This article was originally published in Bethesda Gazette (Vol. 7, No. 30) on Wednesday 2. 3. 1995 in Maryland - USA.
Austrian finds Holocaust Survivors
Christopher Flynne, Staff Writer
At a time when most teenagers are concerned with little more than driving and dating, 16-year-old Magdalena Müllner was consumed by synagogues.
Müllner - a Catholic in the northern Austrian town of Laa an der Thaya - said she was flipping through the channels on her television about three years ago when she came across a short program called "The Synagogues on Lower Austria." The program was startling to the teen, who never knew that a Jewish community once existed in her home-town.
"I asked my mother and grandmother and even they did not know about a synagogue or a Jewish community that had once been a part of Laa." said Müllner. "At least 50 percent of the population of Laa - a town of nearly 4,500 people - don't know that a Jewish community ever existed." The one-time existence of Jews in the town has been denied since Hitler annexed Austria to Germany during the Holocaust in 1938.
Now 19, Müllner has spent the past three years researching the histories of Jewish families, who lives in Laa prior to the Holocaust. She has traced their lives since they left Laa. Because nothing is written about the Jews who once lived in her hometown, Müllner has relied entirely on her own research, interviewing people in the town who remember and are willing to discuss the Jewish community that once existed. Through these interviews, Müllner has been able to learn the names of Jewish families that once lived in Laa.
By tracking down addresses and writing letters to these families, she has put 14 people - originally from Laa and now living all over the world - in contact with one another, and has shed light on the Jewish community that was overlooked in the history books and oral tradition of the town.
"I didn't want those people to die a second death by being forgotten," said Müllner of her efforts.
Felix Y. of Bethesda grew up in the Jewish community in Laa prior to the annexation of Austria or "Anschluss," and attended the same school that Müllner attended many years later.
He received a letter from Müllner in late 1993. "I was touched by her sincere attempt to document our history," said Yokel, who left Austria in 1938 and did not return until 1989. "It is remarkable how much she has accomplished at such a young age."
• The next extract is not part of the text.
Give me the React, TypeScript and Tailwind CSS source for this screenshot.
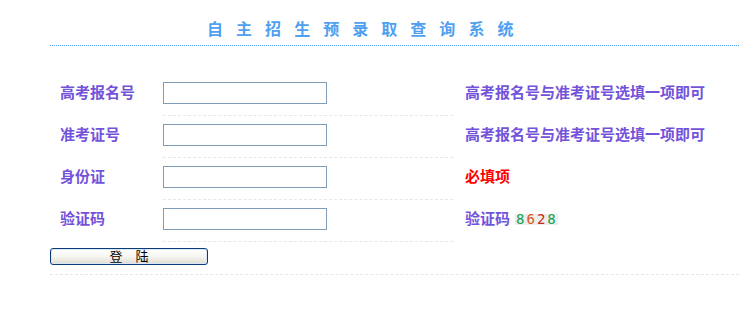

In addition to corresponding with members of the vanished Jewish community of Laa through letters, Müllner has met several survivors personally, either when they returned to visit Laa or her travels to Israel and California.
Now a first-year law student at the university of Vienna in Austria, Müllner continues to search for other survivors of the Jewish community of Laa and maintains the relationship she has already forged with letters and visits when she is able.
She recently came to Bethesda to visit Y. and his wife Susan. During her stay, she was invited to speak about her research and findings at the Holocaust Museum in Washington, D.C.
"She was a very resolute young lady," said Yokel, adding that her visit provided the impetus for him to begin writing down his own history to pass along to his children and grandchildren. "We very much appreciate what she did," said Susan Y.
Despite the appreciation and praise she has received from people, Müllner maintains that she reaps the greatest reward from her work. "It has become a big part of my life, and although the research sometimes brings moments of sadness or anger about how people can be, it is my biggest joy."